President Carter and environmentalists won a significant victory yesterday as the House Commerce Committee rejected by a tie vote an auto industry proposal that would have delayed and weakened auto pollution emission standsrds.

Instead, the committee accepted 30-12 a Carter administration proposal that is a compromise between teh auto industry position and House and Senate bills.

The key 21 to 21 tie vote came on an amendment to the clean air act by Rep. John Dingell (D-Mich.) and Rep. James Broyhill (R-N.C.) that was backed by auto manufacturers, the United Auto Workers, the AFL-CIO and auto parts makers. The Dingell-Broyhill amendment would have delayed the imposition of tighter controls on the tailpipe emissions of cars for two years.

In addition, while tightening standards somewhat for the model year 1980, the amendment would never have reached the standards for two pollutants, carbon monoxide and oxides of nitrogen, that Congress mandated in the 1970 clean air act.

President Carter's proposal would grant the auto companies a one-year delay before phasing in, in graduated steps, tighter standards on all three auto exhaust pollutants, hydrocarbons, carbon monoxides and nitrous oxides.

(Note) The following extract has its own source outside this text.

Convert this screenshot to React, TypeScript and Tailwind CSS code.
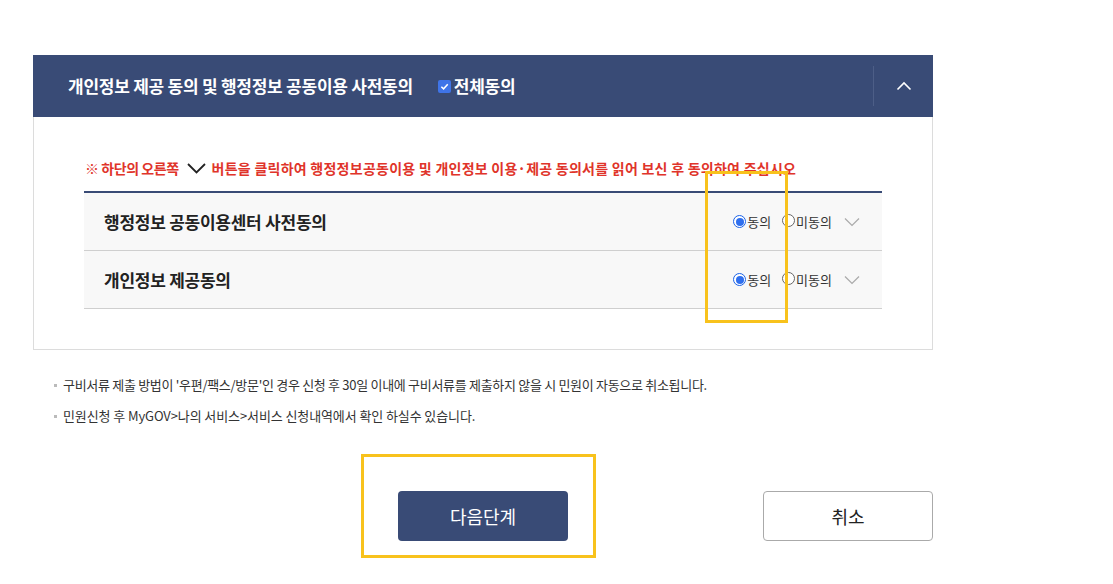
import React from "react";

const font = { fontFamily: '"Noto Sans CJK KR", "Noto Sans", sans-serif' };

function Radio({ checked }: { checked: boolean }) {
  return checked ? (
    <span className="inline-flex w-[13px] h-[13px] rounded-full border border-[#1a62e8] items-center justify-center bg-white">
      <span className="w-[8px] h-[8px] rounded-full bg-[#2f6fee]" />
    </span>
  ) : (
    <span className="inline-block w-[13px] h-[13px] rounded-full border border-[#666] bg-white" />
  );
}

function Row({ title }: { title: string }) {
  return (
    <div className="h-[58px] bg-[#f8f8f8] border-b border-[#cfcfcf] flex items-center pl-[20px] pr-[22px]">
      <div className="text-[17px] font-bold text-[#222] tracking-[-0.25px] leading-none">{title}</div>
      <div className="ml-auto flex items-center text-[13px] text-[#333]">
        <Radio checked />
        <span className="ml-[1px]">동의</span>
        <span className="ml-[11px]"><Radio checked={false} /></span>
        <span className="ml-[1px]">미동의</span>
        <svg className="ml-[12px]" width="16" height="10" viewBox="0 0 16 10">
          <path d="M1 1.5 L8 8.5 L15 1.5" fill="none" stroke="#aaa" strokeWidth="1.2" />
        </svg>
      </div>
    </div>
  );
}

export default function App() {
  return (
    <div className="relative w-[1113px] h-[584px] bg-white overflow-hidden" style={font}>
      <div className="pt-[55px] pl-[33px] w-[933px]">
        {/* header */}
        <div className="h-[62px] bg-[#394b76] flex items-center">
          <div className="pl-[35px] flex items-center text-white font-bold text-[17px] tracking-[-0.25px]">
            <span>개인정보 제공 동의 및 행정정보 공동이용 사전동의</span>
            <span className="ml-[25px] inline-flex w-[13px] h-[13px] rounded-[2px] bg-[#3f74e8] items-center justify-center">
              <svg width="9" height="9" viewBox="0 0 10 10">
                <path d="M1.5 5.2 L4 7.6 L8.6 2.5" fill="none" stroke="white" strokeWidth="1.7" />
              </svg>
            </span>
            <span className="ml-[3px]">전체동의</span>
          </div>
          <div className="ml-auto w-[60px] h-[40px] border-l border-[#4d5e87] flex items-center justify-center">
            <svg width="16" height="10" viewBox="0 0 16 10">
              <path d="M1.5 8.5 L8 2 L14.5 8.5" fill="none" stroke="white" strokeWidth="1.6" />
            </svg>
          </div>
        </div>
        {/* content box */}
        <div className="border-x border-b border-[#dcdcdc] pt-[41px] pb-[40px] px-[50px]">
          <div className="flex items-center h-[20px] text-[14px] font-bold text-[#e0342a] pl-[1px]">
            <span className="tracking-[-0.45px]">※ 하단의 오른쪽</span>
            <svg className="ml-[8px] mr-[6px]" width="19" height="11" viewBox="0 0 19 11">
              <path d="M1 1 L9.5 9.5 L18 1" fill="none" stroke="#222" strokeWidth="1.8" />
            </svg>
            <span className="tracking-[0.25px]">버튼을 클릭하여 행정정보공동이용 및 개인정보 이용·제공 동의서를 읽어 보신 후 동의하여 주십시오</span>
          </div>
          <div className="mt-[13px] border-t-2 border-[#394b76]">
            <Row title="행정정보 공동이용센터 사전동의" />
            <Row title="개인정보 제공동의" />
          </div>
        </div>
        {/* notes */}
        <div className="mt-[25px] pl-[21px] text-[13px] text-[#333]">
          <div className="flex items-center h-[20px] tracking-[-0.3px]">
            <span className="w-[3px] h-[3px] bg-[#bbb] mr-[6px]" />
            <span>구비서류 제출 방법이 '우편/팩스/방문'인 경우 신청 후 30일 이내에 구비서류를 제출하지 않을 시 민원이 자동으로 취소됩니다.</span>
          </div>
          <div className="flex items-center h-[20px] mt-[11px] tracking-[-0.1px]">
            <span className="w-[3px] h-[3px] bg-[#bbb] mr-[6px]" />
            <span>민원신청 후 MyGOV&gt;나의 서비스&gt;서비스 신청내역에서 확인 하실수 있습니다.</span>
          </div>
        </div>
        {/* buttons */}
        <div className="mt-[65px] flex pl-[365px]">
          <button className="w-[170px] h-[50px] rounded-[4px] bg-[#394b76] text-white text-[18px]">다음단계</button>
          <button className="ml-auto w-[170px] h-[50px] rounded-[4px] border border-[#aaa] bg-white text-[#222] text-[18px]">취소</button>
        </div>
      </div>
      {/* annotation highlight boxes */}
      <div className="absolute left-[705px] top-[171px] w-[83px] h-[152px] border-[3px] border-[#f8c21c]" />
      <div className="absolute left-[361px] top-[454px] w-[235px] h-[104px] border-[3px] border-[#f8c21c]" />
    </div>
  );
}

Lobbying up to and during yesterday's committee meeting was intense. President Carter made phone calls to committee members during the session. At least three members, Reps. Thomas Luken (D-Ohio), Bob Gammage (D-Tex.) and Martin Russo (D-Iill.) received phone calls from Carter. In the end all three voted for the Dingell-Broyhill amendment.

The auto industry and labor also put intensive pressure on members to vote for the amendment.

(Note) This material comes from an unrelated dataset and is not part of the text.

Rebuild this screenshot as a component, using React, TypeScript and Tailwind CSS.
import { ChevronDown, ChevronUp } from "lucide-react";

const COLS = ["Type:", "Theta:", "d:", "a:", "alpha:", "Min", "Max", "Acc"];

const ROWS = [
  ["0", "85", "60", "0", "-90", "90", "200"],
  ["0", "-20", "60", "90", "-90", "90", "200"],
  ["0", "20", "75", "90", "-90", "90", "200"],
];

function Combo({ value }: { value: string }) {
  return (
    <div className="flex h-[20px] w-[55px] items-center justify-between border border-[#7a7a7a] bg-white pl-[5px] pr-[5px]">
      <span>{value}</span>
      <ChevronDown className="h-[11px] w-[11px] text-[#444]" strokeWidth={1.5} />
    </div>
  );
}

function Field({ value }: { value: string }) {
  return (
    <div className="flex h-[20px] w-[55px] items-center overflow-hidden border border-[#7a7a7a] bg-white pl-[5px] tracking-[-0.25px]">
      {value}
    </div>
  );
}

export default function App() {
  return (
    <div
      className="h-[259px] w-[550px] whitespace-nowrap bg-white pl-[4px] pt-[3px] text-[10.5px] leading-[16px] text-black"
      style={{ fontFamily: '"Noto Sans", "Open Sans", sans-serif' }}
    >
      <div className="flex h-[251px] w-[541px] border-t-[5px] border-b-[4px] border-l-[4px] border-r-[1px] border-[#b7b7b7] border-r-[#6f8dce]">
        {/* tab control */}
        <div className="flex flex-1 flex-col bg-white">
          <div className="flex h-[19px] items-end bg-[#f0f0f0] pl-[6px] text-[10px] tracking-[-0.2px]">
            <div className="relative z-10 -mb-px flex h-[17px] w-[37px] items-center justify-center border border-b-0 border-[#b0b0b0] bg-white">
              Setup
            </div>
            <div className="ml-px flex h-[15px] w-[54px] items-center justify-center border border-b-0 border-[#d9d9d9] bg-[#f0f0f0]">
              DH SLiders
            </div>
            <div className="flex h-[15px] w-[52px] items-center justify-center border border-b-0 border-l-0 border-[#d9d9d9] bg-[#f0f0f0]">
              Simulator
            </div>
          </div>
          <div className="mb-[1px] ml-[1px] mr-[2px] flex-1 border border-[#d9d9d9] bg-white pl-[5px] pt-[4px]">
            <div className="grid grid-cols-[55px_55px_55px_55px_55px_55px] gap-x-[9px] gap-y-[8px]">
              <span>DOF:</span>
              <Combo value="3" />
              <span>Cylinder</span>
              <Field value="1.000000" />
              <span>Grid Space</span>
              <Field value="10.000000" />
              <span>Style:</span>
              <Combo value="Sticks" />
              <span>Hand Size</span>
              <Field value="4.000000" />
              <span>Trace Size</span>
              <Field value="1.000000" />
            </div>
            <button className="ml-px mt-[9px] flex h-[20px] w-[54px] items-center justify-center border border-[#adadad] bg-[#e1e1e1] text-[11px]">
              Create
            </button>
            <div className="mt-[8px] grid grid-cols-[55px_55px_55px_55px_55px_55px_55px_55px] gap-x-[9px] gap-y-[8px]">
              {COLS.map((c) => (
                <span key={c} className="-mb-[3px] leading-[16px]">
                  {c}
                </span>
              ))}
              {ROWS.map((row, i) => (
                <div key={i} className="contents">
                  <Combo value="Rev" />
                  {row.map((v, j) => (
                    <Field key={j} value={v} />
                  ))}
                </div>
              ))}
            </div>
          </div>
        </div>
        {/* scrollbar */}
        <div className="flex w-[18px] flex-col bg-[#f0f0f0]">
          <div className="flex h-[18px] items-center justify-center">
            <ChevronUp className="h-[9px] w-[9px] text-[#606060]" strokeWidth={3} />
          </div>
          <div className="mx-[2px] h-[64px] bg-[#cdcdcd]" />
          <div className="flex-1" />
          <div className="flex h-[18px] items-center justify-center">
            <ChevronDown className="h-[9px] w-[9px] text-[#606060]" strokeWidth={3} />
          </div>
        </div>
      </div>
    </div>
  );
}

On the tie vote the key turned out to be a vote by Rep. Tim Lee Carter (R-Ky.) who voted for President Carter's compromise, though in past years he had supported Dingell and the auto industry.

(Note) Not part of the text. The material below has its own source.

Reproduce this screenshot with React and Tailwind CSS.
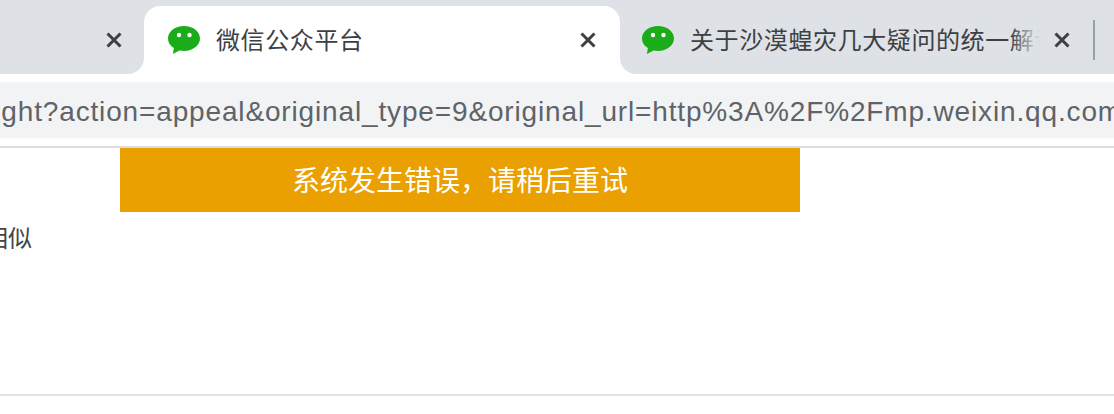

On Monday, Rep. Paul Rogers (D-Fla.), who, as chairman of the Health subcommittee is shepharding the clean air act through the House, accepted an amendment that Rep. Carter wanted which would relax slightly the clean air standards for Carter's Kentucky district and other areas.

The Kentucky congressman denied he and Rogers had "cut a deal" but acknowledged he felt the law cost his district, which he said was poor and needed more industry, "a penalty," Rogers agreed that Rep. Carte had never promised him his vote, but said he thought accepting the amendment might have "helped."